Check every line below for the word "this" and give only the number of lines where it appears.
-- start of Data for the task --
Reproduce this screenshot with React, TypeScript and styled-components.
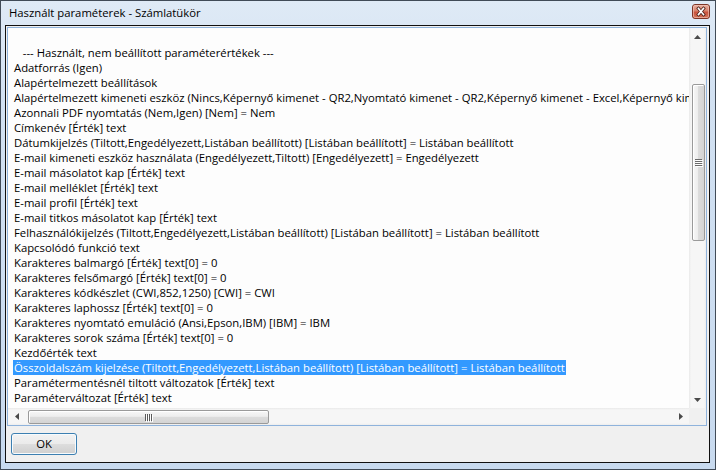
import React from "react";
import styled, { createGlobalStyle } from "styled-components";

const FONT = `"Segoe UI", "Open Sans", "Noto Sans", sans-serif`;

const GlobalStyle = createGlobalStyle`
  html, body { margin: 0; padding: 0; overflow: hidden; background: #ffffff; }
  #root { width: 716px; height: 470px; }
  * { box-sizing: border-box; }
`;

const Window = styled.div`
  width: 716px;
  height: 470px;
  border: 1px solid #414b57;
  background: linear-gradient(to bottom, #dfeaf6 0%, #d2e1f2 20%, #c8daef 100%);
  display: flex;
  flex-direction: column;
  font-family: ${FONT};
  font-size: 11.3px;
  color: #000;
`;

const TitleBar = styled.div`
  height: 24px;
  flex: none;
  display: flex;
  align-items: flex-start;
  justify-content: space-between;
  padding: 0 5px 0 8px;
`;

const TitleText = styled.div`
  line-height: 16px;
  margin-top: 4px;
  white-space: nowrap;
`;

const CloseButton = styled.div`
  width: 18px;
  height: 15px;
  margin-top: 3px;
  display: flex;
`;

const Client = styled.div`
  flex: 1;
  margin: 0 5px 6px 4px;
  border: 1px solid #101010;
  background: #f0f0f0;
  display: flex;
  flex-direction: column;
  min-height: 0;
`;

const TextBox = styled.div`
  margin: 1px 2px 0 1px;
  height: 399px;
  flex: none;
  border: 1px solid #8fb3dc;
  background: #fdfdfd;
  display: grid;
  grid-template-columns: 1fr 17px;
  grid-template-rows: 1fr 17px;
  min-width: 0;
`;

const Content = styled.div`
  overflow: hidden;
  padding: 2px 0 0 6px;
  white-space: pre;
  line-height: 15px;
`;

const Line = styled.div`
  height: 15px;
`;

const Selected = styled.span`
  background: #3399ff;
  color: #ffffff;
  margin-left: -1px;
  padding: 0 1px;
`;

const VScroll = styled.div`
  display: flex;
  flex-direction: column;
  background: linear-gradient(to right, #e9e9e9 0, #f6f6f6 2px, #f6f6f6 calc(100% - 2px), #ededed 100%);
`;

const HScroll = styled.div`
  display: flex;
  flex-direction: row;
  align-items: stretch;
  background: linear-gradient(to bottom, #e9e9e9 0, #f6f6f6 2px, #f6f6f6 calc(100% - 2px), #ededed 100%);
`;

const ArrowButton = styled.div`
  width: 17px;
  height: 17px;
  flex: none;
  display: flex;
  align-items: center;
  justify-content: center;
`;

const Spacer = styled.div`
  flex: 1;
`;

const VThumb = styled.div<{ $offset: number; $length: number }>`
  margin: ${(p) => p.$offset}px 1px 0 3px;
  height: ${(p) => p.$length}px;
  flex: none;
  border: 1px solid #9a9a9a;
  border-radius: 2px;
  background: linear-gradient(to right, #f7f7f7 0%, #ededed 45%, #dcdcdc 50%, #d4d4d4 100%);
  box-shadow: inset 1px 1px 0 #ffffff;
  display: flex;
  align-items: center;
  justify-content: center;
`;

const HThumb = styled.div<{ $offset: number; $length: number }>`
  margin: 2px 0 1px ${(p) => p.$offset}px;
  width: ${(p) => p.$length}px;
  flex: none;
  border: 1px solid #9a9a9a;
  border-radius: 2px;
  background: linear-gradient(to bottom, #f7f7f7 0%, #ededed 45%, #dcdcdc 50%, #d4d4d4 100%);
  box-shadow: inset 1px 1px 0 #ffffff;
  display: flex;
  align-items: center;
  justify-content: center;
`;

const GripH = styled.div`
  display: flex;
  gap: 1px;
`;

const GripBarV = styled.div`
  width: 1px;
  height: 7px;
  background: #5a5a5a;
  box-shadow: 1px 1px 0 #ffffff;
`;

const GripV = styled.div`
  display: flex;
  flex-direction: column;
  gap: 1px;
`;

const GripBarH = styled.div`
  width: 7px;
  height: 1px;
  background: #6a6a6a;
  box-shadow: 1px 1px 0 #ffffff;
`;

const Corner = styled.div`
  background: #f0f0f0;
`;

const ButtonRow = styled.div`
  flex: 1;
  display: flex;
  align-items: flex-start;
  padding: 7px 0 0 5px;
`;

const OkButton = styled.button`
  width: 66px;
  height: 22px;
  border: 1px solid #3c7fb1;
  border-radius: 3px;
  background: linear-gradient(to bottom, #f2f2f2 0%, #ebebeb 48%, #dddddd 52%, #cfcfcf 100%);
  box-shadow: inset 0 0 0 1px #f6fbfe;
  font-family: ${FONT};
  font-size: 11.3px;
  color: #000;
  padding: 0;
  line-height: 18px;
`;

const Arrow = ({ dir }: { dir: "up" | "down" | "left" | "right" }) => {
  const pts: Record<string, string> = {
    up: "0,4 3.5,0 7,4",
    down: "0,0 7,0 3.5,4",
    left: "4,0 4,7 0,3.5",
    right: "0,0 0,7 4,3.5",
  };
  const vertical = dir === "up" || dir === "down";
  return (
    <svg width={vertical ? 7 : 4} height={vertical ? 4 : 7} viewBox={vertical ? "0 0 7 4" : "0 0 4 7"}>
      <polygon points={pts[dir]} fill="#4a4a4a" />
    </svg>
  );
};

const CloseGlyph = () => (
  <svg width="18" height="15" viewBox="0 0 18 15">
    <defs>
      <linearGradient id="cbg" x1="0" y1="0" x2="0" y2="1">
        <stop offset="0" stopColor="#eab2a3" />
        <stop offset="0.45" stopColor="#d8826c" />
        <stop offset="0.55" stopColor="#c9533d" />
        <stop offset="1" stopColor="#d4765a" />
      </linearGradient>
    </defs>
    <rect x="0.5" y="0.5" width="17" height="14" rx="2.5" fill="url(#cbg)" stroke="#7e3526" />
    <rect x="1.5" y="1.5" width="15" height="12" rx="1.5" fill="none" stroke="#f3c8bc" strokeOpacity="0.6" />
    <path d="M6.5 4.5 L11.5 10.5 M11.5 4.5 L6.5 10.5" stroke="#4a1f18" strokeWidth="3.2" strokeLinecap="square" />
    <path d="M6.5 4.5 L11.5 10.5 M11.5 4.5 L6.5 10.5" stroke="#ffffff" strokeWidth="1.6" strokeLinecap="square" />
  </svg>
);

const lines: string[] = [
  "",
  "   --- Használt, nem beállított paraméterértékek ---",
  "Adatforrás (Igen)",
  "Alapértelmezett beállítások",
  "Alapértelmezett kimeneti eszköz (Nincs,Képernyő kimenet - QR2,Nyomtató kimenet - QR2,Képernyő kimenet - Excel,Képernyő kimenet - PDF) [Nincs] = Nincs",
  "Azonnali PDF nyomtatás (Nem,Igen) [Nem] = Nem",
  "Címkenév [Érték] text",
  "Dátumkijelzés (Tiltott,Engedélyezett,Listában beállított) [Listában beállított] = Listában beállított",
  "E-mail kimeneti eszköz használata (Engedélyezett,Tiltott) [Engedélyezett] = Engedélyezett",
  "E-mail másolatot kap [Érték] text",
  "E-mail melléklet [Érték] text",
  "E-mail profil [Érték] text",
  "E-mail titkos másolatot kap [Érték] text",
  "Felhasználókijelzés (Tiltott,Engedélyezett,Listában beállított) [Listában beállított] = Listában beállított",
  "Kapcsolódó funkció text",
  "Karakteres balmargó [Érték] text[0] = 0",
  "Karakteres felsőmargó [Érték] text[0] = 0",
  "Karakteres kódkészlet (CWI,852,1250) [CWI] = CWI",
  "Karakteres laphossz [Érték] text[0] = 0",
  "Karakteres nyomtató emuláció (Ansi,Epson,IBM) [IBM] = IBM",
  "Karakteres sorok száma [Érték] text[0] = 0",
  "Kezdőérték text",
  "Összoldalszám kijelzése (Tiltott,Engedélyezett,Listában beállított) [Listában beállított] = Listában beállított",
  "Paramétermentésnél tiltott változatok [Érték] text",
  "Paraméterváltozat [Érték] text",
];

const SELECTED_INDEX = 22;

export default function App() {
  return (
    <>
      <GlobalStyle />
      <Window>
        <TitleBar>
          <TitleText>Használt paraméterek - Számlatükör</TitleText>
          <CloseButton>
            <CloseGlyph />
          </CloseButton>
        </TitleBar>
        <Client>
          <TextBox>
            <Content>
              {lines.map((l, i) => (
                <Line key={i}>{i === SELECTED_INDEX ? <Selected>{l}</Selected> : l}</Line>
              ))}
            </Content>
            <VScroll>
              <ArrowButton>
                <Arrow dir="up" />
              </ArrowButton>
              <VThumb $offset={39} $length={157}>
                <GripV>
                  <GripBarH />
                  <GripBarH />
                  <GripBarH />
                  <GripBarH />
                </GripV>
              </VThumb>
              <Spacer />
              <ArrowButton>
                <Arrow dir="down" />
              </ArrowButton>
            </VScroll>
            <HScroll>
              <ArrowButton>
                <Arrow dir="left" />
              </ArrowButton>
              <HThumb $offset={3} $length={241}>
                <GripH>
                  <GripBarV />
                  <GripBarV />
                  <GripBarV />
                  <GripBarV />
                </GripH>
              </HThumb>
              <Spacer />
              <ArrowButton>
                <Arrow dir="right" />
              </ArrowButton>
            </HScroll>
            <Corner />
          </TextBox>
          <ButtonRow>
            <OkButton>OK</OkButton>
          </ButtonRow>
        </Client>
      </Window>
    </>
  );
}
-- end of Data for the task --
-- start of Data for the task --
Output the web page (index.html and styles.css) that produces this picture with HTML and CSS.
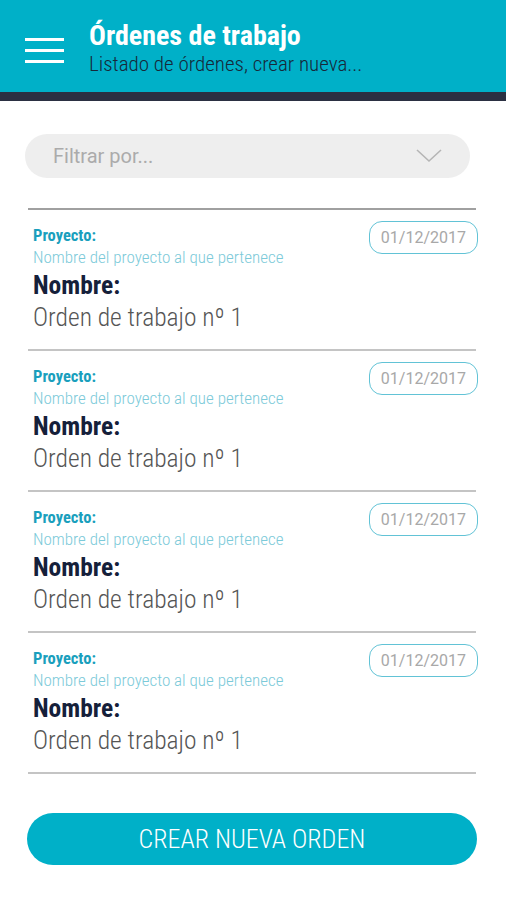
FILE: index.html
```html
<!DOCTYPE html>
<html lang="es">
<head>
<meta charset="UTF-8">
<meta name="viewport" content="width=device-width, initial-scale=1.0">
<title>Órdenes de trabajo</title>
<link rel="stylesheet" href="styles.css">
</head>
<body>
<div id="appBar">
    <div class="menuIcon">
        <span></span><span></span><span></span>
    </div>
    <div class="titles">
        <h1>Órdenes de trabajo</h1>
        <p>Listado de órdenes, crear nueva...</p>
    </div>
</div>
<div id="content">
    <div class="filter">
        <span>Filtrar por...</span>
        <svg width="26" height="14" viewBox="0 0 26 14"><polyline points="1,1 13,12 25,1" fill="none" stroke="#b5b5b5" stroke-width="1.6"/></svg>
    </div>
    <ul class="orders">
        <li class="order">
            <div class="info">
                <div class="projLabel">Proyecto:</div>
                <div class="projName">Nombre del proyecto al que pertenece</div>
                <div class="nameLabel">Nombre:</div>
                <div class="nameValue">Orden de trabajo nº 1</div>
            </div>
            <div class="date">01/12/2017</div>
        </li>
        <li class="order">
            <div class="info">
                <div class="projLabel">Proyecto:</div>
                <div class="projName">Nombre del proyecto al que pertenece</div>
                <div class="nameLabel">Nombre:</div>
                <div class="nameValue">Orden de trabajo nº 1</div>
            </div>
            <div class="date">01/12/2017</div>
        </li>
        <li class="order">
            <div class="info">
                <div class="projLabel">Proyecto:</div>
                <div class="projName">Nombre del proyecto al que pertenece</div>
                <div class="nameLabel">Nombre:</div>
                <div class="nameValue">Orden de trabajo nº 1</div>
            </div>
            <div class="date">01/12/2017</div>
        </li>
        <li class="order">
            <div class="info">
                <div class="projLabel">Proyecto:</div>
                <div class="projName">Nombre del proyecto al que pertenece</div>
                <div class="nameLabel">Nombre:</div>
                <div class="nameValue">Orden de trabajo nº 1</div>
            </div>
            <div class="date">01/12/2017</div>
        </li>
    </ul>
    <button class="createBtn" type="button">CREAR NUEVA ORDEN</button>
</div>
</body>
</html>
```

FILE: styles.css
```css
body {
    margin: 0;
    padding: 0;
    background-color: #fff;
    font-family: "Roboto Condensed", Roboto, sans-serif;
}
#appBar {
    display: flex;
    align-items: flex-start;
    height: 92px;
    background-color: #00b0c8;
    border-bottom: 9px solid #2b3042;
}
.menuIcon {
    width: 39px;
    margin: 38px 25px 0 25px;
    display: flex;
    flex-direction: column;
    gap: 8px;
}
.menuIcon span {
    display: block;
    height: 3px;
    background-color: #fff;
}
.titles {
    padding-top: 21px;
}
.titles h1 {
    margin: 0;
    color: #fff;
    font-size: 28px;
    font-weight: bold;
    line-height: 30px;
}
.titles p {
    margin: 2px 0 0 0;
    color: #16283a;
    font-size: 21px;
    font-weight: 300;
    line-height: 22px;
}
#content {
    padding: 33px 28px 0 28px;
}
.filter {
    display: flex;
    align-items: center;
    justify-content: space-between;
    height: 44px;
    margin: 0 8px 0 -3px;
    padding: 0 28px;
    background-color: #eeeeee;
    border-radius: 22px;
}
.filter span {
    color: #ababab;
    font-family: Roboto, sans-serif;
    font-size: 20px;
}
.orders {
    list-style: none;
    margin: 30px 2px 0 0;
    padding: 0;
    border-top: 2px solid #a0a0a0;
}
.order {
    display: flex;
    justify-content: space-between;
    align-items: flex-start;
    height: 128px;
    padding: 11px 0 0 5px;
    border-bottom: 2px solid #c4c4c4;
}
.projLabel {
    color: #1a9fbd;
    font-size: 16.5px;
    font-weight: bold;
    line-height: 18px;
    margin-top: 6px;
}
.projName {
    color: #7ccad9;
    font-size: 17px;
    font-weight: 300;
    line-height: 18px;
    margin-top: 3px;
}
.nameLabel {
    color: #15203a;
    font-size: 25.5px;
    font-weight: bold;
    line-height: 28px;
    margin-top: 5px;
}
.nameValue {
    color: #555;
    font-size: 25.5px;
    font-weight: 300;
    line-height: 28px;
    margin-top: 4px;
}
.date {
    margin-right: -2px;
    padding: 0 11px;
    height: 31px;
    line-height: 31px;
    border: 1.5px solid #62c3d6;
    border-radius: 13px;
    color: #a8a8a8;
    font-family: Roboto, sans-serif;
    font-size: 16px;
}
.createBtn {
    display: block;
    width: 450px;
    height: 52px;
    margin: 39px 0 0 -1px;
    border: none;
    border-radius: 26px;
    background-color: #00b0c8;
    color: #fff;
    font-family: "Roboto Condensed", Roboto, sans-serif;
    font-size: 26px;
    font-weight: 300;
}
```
-- end of Data for the task --
-- start of Data for the task --
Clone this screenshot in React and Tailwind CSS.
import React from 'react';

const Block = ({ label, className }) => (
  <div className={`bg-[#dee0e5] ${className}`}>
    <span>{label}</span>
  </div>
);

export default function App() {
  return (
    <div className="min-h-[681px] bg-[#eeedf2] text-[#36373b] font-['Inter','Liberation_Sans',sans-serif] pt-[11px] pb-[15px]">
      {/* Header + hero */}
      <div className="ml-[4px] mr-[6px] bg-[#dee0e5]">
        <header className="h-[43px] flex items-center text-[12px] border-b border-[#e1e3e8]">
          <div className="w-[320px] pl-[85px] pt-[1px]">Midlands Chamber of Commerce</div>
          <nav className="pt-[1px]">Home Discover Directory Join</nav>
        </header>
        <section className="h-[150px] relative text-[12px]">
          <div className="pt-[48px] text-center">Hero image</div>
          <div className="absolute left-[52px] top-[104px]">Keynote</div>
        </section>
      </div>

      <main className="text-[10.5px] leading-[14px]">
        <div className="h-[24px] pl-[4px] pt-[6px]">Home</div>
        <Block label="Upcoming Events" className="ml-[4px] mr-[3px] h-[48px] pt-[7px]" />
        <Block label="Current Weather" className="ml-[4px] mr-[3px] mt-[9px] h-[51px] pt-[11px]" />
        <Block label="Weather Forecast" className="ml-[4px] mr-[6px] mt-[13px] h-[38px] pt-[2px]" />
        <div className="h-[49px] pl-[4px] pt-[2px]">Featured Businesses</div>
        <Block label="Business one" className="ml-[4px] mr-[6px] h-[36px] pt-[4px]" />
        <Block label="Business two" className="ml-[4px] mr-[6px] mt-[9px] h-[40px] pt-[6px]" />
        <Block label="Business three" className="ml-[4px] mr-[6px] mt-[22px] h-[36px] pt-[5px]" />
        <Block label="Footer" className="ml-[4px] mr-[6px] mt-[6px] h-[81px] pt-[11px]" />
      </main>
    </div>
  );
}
-- end of Data for the task --
Result below:
3